Read through the records below and copy each line that uses the word "screenshot".

-- start Dataset extract --

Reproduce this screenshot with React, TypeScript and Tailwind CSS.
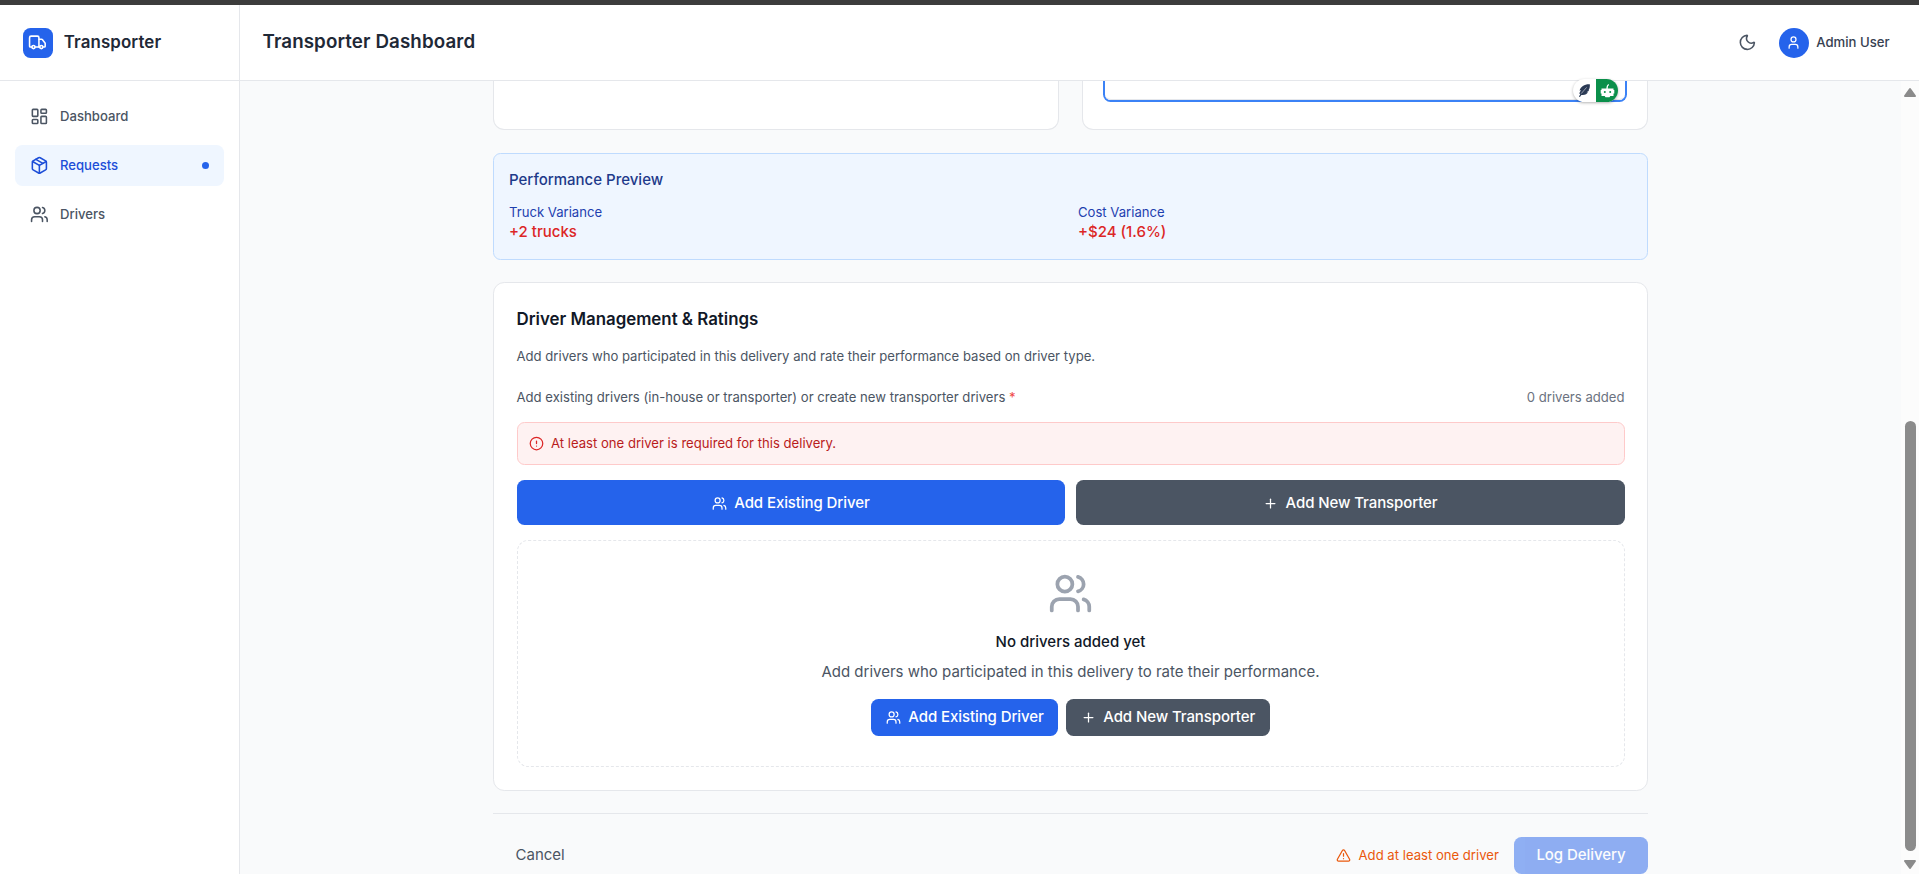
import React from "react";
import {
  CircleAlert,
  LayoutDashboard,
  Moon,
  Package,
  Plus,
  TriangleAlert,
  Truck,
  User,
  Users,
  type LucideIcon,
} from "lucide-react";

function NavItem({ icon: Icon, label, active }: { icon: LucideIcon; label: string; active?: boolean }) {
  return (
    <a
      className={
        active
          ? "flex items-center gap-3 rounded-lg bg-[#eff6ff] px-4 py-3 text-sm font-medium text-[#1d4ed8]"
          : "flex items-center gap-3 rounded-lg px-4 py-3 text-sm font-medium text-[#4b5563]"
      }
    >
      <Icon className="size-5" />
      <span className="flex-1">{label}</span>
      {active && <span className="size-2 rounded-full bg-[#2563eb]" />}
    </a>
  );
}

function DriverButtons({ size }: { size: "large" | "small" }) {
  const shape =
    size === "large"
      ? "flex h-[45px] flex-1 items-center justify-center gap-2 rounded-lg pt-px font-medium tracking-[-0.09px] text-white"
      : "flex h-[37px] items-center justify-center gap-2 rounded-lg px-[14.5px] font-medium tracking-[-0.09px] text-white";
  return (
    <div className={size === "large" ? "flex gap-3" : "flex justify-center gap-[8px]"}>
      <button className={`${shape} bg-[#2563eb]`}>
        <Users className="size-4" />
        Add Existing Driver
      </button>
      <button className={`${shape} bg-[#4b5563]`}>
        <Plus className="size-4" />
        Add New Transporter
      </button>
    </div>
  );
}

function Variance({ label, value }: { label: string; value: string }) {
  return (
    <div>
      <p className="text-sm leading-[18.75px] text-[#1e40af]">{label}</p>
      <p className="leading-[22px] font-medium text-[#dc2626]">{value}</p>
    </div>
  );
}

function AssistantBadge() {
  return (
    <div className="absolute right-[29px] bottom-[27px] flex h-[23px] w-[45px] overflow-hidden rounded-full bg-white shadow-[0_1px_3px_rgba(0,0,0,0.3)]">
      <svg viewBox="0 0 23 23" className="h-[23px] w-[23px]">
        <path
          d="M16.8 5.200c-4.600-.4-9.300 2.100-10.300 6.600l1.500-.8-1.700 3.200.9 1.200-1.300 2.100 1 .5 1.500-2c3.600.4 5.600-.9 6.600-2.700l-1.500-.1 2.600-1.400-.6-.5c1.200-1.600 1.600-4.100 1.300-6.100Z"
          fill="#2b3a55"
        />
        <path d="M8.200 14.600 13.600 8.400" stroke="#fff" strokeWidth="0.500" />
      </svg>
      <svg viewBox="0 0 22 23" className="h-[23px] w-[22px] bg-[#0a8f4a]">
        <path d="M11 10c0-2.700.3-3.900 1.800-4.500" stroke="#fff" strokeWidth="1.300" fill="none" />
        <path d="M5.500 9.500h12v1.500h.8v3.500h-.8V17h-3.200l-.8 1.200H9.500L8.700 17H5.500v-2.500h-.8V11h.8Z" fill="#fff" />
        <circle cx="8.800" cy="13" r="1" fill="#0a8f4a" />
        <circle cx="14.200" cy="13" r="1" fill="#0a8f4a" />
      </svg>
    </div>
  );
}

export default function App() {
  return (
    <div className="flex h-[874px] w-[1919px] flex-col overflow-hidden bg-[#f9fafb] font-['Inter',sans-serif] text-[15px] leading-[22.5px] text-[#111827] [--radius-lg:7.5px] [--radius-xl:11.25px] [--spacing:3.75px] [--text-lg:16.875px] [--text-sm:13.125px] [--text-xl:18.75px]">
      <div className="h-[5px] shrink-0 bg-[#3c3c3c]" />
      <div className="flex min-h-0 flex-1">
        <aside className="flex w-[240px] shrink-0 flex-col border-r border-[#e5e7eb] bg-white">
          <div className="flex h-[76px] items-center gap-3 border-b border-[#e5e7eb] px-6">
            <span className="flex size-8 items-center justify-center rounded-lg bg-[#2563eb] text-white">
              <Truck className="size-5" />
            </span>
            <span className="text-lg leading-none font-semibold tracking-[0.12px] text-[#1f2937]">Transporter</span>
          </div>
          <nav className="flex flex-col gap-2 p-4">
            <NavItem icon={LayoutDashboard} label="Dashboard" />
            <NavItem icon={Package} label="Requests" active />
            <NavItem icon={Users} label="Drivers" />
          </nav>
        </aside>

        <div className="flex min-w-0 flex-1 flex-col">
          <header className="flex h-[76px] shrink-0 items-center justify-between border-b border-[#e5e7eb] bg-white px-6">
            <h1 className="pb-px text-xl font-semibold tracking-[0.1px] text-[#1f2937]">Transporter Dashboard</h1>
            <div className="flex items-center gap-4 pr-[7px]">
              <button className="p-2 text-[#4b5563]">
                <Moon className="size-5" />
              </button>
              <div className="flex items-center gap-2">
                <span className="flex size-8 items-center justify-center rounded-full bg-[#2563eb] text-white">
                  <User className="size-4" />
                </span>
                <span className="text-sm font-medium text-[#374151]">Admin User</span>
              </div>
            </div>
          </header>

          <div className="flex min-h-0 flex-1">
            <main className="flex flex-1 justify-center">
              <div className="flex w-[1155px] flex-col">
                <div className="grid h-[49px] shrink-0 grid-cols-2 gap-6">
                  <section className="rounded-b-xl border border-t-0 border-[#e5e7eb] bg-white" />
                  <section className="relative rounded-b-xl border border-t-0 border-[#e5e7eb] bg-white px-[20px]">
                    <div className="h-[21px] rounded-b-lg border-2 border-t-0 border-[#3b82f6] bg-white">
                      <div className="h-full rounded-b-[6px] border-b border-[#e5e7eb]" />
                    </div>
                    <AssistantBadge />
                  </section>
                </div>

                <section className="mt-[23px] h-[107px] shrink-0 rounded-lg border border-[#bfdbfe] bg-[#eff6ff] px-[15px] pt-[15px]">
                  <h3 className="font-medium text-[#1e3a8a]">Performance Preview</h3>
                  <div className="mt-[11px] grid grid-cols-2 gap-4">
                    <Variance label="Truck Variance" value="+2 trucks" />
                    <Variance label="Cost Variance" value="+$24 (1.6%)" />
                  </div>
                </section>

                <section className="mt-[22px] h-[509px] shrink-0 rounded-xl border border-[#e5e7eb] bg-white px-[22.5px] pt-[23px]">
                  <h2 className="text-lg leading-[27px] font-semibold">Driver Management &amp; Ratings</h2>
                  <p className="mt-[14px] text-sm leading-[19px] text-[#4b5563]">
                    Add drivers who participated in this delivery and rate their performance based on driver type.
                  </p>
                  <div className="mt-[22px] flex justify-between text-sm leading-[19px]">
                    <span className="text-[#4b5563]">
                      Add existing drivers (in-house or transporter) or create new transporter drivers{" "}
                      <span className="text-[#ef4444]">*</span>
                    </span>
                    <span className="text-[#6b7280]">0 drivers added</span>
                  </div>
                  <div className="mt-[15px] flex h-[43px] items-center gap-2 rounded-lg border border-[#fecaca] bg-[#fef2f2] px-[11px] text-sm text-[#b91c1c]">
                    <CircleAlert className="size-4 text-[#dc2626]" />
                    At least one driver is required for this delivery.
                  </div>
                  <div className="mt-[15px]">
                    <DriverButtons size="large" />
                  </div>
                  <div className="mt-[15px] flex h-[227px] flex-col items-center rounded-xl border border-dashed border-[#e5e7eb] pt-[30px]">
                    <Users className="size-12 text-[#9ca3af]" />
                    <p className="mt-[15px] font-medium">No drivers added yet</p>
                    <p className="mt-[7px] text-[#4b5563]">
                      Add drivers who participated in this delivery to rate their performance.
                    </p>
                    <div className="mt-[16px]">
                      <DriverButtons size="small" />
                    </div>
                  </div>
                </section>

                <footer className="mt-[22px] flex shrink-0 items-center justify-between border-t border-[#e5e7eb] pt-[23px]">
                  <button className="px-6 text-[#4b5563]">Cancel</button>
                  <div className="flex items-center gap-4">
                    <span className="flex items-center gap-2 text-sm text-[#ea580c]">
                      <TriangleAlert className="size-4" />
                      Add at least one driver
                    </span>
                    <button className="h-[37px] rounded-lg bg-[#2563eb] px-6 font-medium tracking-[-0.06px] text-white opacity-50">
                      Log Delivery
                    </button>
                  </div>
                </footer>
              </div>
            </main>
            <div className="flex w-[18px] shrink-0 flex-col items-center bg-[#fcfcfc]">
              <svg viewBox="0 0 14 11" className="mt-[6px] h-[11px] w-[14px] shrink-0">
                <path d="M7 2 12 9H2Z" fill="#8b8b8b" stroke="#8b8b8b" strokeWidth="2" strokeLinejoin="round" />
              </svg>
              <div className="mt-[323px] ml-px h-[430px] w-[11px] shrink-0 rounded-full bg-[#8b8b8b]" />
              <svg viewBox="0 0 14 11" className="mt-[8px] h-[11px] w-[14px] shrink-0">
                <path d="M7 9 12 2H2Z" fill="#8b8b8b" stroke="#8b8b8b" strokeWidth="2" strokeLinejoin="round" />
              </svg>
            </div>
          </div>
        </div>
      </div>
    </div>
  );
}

-- end Dataset extract --
-- start Dataset extract --

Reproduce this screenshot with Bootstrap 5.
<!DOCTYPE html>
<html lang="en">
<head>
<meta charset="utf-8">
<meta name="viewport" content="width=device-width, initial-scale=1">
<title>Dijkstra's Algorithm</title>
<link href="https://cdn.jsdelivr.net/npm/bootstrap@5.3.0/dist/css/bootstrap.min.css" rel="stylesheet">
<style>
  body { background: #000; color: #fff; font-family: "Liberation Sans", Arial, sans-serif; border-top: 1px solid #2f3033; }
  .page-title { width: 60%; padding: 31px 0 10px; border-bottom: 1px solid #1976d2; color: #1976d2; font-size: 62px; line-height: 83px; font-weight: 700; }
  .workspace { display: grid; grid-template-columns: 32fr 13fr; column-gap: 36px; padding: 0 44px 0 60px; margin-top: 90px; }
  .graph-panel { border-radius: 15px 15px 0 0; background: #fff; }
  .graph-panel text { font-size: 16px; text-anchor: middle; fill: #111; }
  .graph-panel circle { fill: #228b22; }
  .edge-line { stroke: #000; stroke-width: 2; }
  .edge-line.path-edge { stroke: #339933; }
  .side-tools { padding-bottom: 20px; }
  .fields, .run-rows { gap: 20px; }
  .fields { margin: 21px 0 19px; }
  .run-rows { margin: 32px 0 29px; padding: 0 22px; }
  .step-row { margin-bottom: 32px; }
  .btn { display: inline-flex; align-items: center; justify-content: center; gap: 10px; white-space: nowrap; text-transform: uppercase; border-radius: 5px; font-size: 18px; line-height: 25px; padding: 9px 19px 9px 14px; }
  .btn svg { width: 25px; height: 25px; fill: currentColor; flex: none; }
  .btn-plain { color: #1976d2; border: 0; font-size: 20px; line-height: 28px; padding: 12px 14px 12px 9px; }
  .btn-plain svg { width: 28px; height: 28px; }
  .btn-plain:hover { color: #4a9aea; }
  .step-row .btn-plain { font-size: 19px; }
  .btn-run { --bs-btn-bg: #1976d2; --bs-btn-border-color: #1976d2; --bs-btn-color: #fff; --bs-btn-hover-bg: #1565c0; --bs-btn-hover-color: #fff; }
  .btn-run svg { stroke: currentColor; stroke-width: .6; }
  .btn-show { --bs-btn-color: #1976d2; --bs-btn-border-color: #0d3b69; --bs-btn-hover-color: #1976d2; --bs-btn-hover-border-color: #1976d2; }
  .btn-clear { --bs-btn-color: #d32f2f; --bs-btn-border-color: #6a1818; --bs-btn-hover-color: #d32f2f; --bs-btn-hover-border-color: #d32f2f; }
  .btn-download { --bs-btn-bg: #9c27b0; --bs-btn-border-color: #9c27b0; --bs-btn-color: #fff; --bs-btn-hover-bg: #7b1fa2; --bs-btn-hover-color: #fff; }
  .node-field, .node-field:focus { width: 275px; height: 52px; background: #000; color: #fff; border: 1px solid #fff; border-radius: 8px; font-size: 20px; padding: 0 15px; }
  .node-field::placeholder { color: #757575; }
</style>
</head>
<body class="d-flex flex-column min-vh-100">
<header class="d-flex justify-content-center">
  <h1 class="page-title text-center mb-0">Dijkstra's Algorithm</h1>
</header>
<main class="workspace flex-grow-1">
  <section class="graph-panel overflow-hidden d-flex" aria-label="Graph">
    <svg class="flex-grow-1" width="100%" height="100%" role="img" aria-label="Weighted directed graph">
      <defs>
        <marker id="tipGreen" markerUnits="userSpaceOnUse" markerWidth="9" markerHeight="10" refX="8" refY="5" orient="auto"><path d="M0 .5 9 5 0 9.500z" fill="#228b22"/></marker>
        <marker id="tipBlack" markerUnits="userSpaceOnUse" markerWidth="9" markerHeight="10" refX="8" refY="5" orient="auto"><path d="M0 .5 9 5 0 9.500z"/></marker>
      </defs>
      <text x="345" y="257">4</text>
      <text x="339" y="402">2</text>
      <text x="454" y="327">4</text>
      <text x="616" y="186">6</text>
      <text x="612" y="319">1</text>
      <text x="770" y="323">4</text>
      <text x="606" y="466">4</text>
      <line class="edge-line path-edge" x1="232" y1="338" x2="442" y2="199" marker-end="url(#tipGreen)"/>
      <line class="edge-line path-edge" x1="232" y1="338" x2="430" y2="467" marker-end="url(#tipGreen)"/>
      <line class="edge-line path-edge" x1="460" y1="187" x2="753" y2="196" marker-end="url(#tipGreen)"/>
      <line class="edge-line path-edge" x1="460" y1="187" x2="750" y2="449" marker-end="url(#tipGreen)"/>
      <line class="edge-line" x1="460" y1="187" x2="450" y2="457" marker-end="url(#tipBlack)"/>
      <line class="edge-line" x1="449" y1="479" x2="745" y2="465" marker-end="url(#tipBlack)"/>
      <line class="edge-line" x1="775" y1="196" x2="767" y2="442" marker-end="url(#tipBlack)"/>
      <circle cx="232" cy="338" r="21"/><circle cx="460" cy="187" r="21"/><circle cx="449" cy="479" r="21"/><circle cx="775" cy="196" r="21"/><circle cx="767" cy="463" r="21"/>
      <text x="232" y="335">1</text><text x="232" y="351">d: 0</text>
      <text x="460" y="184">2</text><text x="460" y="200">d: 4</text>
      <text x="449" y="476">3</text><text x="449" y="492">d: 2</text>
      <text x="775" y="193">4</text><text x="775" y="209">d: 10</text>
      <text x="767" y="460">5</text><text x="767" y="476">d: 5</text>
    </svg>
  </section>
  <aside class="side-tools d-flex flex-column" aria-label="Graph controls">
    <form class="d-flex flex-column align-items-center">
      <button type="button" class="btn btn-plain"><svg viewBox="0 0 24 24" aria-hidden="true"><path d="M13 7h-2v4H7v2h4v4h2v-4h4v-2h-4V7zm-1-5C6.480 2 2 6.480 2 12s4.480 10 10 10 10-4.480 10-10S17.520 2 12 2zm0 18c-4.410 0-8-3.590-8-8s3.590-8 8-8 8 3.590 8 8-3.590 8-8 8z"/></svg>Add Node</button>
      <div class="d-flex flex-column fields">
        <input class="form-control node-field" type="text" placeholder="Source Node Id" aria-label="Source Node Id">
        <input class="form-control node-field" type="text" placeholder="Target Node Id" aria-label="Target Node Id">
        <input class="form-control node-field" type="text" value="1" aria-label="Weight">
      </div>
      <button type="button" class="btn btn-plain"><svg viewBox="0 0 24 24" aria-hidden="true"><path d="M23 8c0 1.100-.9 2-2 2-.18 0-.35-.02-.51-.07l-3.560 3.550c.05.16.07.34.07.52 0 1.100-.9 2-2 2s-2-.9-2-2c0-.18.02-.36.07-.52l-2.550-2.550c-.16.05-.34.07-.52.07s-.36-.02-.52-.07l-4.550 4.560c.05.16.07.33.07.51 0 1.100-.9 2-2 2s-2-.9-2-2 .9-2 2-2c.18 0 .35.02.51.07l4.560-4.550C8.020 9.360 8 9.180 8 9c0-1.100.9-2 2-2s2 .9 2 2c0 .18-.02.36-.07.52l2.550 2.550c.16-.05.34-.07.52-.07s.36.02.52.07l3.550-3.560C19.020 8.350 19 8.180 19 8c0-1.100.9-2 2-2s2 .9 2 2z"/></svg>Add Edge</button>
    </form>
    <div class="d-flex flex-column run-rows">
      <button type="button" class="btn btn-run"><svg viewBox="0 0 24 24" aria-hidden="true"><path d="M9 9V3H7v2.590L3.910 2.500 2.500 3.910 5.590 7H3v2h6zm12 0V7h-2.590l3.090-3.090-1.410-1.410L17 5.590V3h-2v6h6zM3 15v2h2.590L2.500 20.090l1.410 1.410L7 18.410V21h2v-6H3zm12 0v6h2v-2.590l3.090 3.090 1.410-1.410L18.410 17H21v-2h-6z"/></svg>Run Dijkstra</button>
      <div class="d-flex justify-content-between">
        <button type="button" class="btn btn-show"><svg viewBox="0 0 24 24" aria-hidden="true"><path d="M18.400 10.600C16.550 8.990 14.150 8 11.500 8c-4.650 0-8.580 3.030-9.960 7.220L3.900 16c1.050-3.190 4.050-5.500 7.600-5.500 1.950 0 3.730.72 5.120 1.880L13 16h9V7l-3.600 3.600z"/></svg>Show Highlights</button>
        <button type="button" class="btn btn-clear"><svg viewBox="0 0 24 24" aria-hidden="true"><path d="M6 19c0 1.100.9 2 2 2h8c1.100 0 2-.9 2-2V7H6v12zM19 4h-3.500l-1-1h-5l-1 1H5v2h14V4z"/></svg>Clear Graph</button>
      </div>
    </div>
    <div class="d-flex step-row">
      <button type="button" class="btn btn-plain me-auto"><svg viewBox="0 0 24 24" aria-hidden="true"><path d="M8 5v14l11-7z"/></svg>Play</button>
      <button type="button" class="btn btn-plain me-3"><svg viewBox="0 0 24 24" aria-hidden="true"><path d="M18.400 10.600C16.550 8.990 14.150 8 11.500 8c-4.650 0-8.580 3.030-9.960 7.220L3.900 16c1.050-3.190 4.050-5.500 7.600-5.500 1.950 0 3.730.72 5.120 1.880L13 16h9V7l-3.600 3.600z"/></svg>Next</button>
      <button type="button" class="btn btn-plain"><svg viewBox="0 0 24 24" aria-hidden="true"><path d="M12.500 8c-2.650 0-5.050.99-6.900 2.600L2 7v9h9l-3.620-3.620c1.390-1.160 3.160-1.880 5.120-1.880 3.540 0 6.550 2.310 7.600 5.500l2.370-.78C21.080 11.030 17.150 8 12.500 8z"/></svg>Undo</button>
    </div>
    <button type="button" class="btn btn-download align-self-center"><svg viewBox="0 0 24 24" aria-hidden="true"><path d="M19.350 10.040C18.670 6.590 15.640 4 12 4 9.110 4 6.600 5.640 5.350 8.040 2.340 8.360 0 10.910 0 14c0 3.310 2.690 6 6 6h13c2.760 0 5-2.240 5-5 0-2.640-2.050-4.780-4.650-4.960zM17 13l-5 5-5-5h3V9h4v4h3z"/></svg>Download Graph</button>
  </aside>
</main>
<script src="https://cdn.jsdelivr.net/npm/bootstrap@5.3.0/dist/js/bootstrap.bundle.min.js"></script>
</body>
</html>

-- end Dataset extract --

## Answer in full:
Reproduce this screenshot with React, TypeScript and Tailwind CSS.
Reproduce this screenshot with Bootstrap 5.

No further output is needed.